National taxation records are of particular value to historians, providing rare snapshots of both the extent and distribution of wealth and population across an entire country. The hearth tax of the 1660s and 1670s provides one such detailed picture of the socio-economic and demographic structure of England and Wales. In addition, the information on hearths sheds invaluable light on vernacular architecture and on developments in building during the later seventeenth century. The research rationale of the Hearth Tax Centre and Project was set out by Professor Margaret Spufford FBA in 'The scope of Local History, and the Potential of the Hearth Tax Returns', The Local Historian 30 (2000), pp. 1-20. Further observations on the historiography of the hearth tax and research methods over the next decade were set out in an article by Andrew Wareham, 'The hearth tax and empty properties in London on the eve of the Great Fire', The Local Historian 41 (2011), pp. 278-92, at 278-82.
The hearth tax
The hearth tax was levied between 1662 and 1689 on each householder according to the number of hearths (fireplaces) in his/her occupation. The administrators were required to compile lists of householders with the number of their hearths according to county.
The hearth tax and postgraduate study
For postgraduate students contemplating research on aspects of the social, economic, architectural and economic history of early modern England, the records of the hearth tax have much to offer. Unlike other tax lists they are relatively comprehensive, often including the exempt as well as those deemed capable of paying, and are also compact, sometimes providing several lists for each place between 1662-6 and 1670-4. At Roehampton, students have direct on-site access to hearth tax materials and receive expert guidance. Postgraduate work by Dr Elizabeth Parkinson at the Centre on the administration of the hearth tax was published in E. Parkinson, The establishment of the hearth tax 1662-1666 (2008).
Further links on these pages provide introductory information on the hearth tax and different subject areas.
The hearth tax and economic and social history
Early demographers and political arithmeticians, such as Gregory King (d. 1712), recognized that returns to the hearth tax were a rich store of data, but it was not until the late 1960s that modern historians really focused on the value of the hearth tax for a range of enquiries. Historians have continued to draw upon it to assess distributions of population and the divisions between rich and poor in national and local contexts, and in association with other sources it can also be used to assess life cycles, population movements, patterns of employment, kinship and the family, and early modern local government jurisdictions.

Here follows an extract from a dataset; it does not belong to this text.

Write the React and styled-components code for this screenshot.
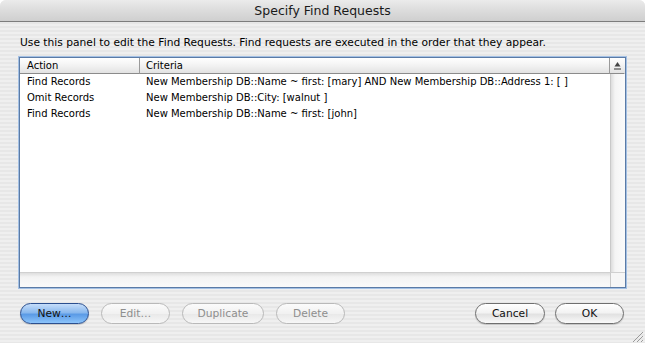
import React from "react";
import styled, { createGlobalStyle } from "styled-components";

const GlobalStyle = createGlobalStyle`
	html, body {
		margin: 0;
		padding: 0;
		background: #ffffff;
	}
	body {
		font-family: "DejaVu Sans", "Liberation Sans", sans-serif;
		font-size: 10px;
		color: #000;
	}
`

const Window = styled.div`
	position: relative;
	width: 645px;
	height: 343px;
	display: flex;
	flex-direction: column;
	border-radius: 6px 6px 0 0;
	overflow: hidden;
	background: repeating-linear-gradient(to bottom, #efefef 0 2px, #e7e7e7 2px 4px);
`

const TitleBar = styled.div`
	height: 21px;
	flex: none;
	display: flex;
	align-items: center;
	justify-content: center;
	font-size: 12.5px;
	color: #1a1a1a;
	background: linear-gradient(to bottom, #ebebeb 0%, #dcdcdc 50%, #cfcfcf 100%);
	border-bottom: 1px solid #7d7d7d;
`

const Body = styled.div`
	flex: 1;
	display: flex;
	flex-direction: column;
	padding: 14px 19px 0 19px;
`

const Intro = styled.p`
	margin: 0 0 7px 1px;
	height: 14px;
	line-height: 14px;
	font-size: 10.7px;
`

const ListBox = styled.div`
	height: 229px;
	display: grid;
	grid-template-columns: 120px 1fr 15px;
	grid-template-rows: 16px 1fr 15px;
	background: #fff;
	border: 1px solid #5b7ba6;
	box-shadow: 0 0 0 1px #a3c0e4;
`

const HeadCell = styled.div`
	display: flex;
	align-items: center;
	padding-left: ${(p) => p.$pad}px;
	background: linear-gradient(to bottom, #ffffff 0%, #f1f1f1 55%, #e2e2e2 100%);
	border-bottom: 1px solid #8b8b8b;
	border-right: 1px solid ${(p) => (p.$last ? "transparent" : "#9a9a9a")};
	justify-content: ${(p) => (p.$center ? "center" : "flex-start")};
`

const Rows = styled.div`
	grid-column: 1 / 3;
	display: grid;
	grid-template-columns: 120px 1fr;
	grid-auto-rows: 16px;
	align-content: start;
`

const Cell = styled.div`
	padding-left: ${(p) => p.$pad}px;
	line-height: 16px;
	white-space: nowrap;
	overflow: hidden;
`

const VScroll = styled.div`
	background: linear-gradient(to right, #dcdcdc 0px, #f4f4f4 4px, #fbfbfb 100%);
	border-left: 1px solid #c9c9c9;
`

const HScroll = styled.div`
	grid-column: 1 / 3;
	background: linear-gradient(to bottom, #dedede 0px, #f3f3f3 4px, #fafafa 100%);
	border-top: 1px solid #d0d0d0;
`

const Corner = styled.div`
	background: #f6f6f6;
	border-left: 1px solid #c9c9c9;
	border-top: 1px solid #d0d0d0;
`

const ButtonRow = styled.div`
	display: flex;
	align-items: center;
	margin-top: 15px;
	padding-left: 1px;
	padding-right: 2px;
`

const Group = styled.div`
	display: flex;
	gap: ${(p) => p.$gap}px;
	margin-left: ${(p) => (p.$right ? "auto" : "0")};
`

const Button = styled.button`
	width: ${(p) => p.$w}px;
	height: 21px;
	padding: 0;
	font-family: "DejaVu Sans", "Liberation Sans", sans-serif;
	font-size: 10.7px;
	border-radius: 11px;
	color: ${(p) => (p.disabled ? "#8e8e8e" : "#111")};
	border: 1px solid ${(p) => (p.$primary ? "#2b4f8f" : p.disabled ? "#b9b9b9" : "#6f6f6f")};
	background: ${(p) =>
		p.$primary
			? "linear-gradient(to bottom, #c6defa 0%, #89b8ee 45%, #5b9be6 55%, #8cc4fb 100%)"
			: p.disabled
			? "linear-gradient(to bottom, #fbfbfb 0%, #f1f1f1 50%, #e9e9e9 55%, #f7f7f7 100%)"
			: "linear-gradient(to bottom, #ffffff 0%, #f3f3f3 45%, #e2e2e2 55%, #fafafa 100%)"};
	box-shadow: ${(p) => (p.disabled ? "none" : "0 1px 1px rgba(0,0,0,0.18)")};
`

const Grip = styled.svg`
	position: absolute;
	right: 2px;
	bottom: 1px;
`

const rows = [
	["Find Records", "New Membership DB::Name ~ first: [mary] AND New Membership DB::Address 1: [ ]"],
	["Omit Records", "New Membership DB::City: [walnut ]"],
	["Find Records", "New Membership DB::Name ~ first: [john]"],
]

function SortIcon() {
	return (
		<svg width="7" height="8" viewBox="0 0 7 8">
			<polygon points="3.5,0 6.5,4.5 0.5,4.5" fill="#444" />
			<rect x="0" y="6.5" width="7" height="1" fill="#333" />
		</svg>
	)
}

function App() {
	return (
		<>
			<GlobalStyle />
			<Window>
				<TitleBar>Specify Find Requests</TitleBar>
				<Body>
					<Intro>
						Use this panel to edit the Find Requests. Find requests are executed in the order that they appear.
					</Intro>
					<ListBox>
						<HeadCell $pad={7}>Action</HeadCell>
						<HeadCell $pad={6}>Criteria</HeadCell>
						<HeadCell $last $center $pad={0}>
							<SortIcon />
						</HeadCell>
						<Rows>
							{rows.map(([action, criteria], i) => (
								<React.Fragment key={i}>
									<Cell $pad={7}>{action}</Cell>
									<Cell $pad={6}>{criteria}</Cell>
								</React.Fragment>
							))}
						</Rows>
						<VScroll />
						<HScroll />
						<Corner />
					</ListBox>
					<ButtonRow>
						<Group $gap={12}>
							<Button $w={69} $primary>New…</Button>
							<Button $w={69} disabled>Edit…</Button>
							<Button $w={82} disabled>Duplicate</Button>
							<Button $w={69} disabled>Delete</Button>
						</Group>
						<Group $right $gap={10}>
							<Button $w={70}>Cancel</Button>
							<Button $w={69}>OK</Button>
						</Group>
					</ButtonRow>
				</Body>
				<Grip width="11" height="11" viewBox="0 0 11 11">
					<line x1="1" y1="11" x2="11" y2="1" stroke="#9a9a9a" />
					<line x1="5" y1="11" x2="11" y2="5" stroke="#9a9a9a" />
					<line x1="9" y1="11" x2="11" y2="9" stroke="#9a9a9a" />
				</Grip>
			</Window>
		</>
	)
}

export default App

The hearth tax and genealogy & family history
In addition to being a key source for both professional historians and students, the recorded personal names and the taxation obligations of householders are of great interest to genealogists and family historians. The most notable feature is the volume of data; for instance, the returns for the West Riding of Yorkshire lady day 1672 list the names of 31, 866 people, and for London and Middlesex, over 50,000 names are recorded. The documents also provide an insight into the status and economic position of the individual by recording how many hearths they were liable for, or if they were exempt due to poverty, limited means or other factors.
The hearth tax and architectural & cultural history
The hearth tax can be used to study architecture and the environment in two ways. Firstly, investigation of different returns means that it is sometimes possible to find out how many hearths a contemporary home had in the seventeenth century. This can be used to understand how the present interior of a contemporary home or building has been shaped by its use and/or construction in the late seventeenth century. For non-metropolitan areas, this approach can be used to reconstruct entire streets and neighbourhoods, if a seventeenth century map of the locality is available. An example of this method is provided by Dorian Gerhold's Putney and Roehampton in 1665, published as an occasional paper by the Centre in conjunction with Wandsworth Historical Society. Secondly, analysis of empty properties in hearth tax returns can be used in urban areas to analyse both the impact of the 1665 plague and new building programmes. Numerous architectural essays in the hearth tax volumes, two articles in the Local Historian (2000, 2011), and the Houses and the Hearth Tax: later Stuart house and society, ed. Barnwell and Airs provides insights into architectural history and the hearth tax.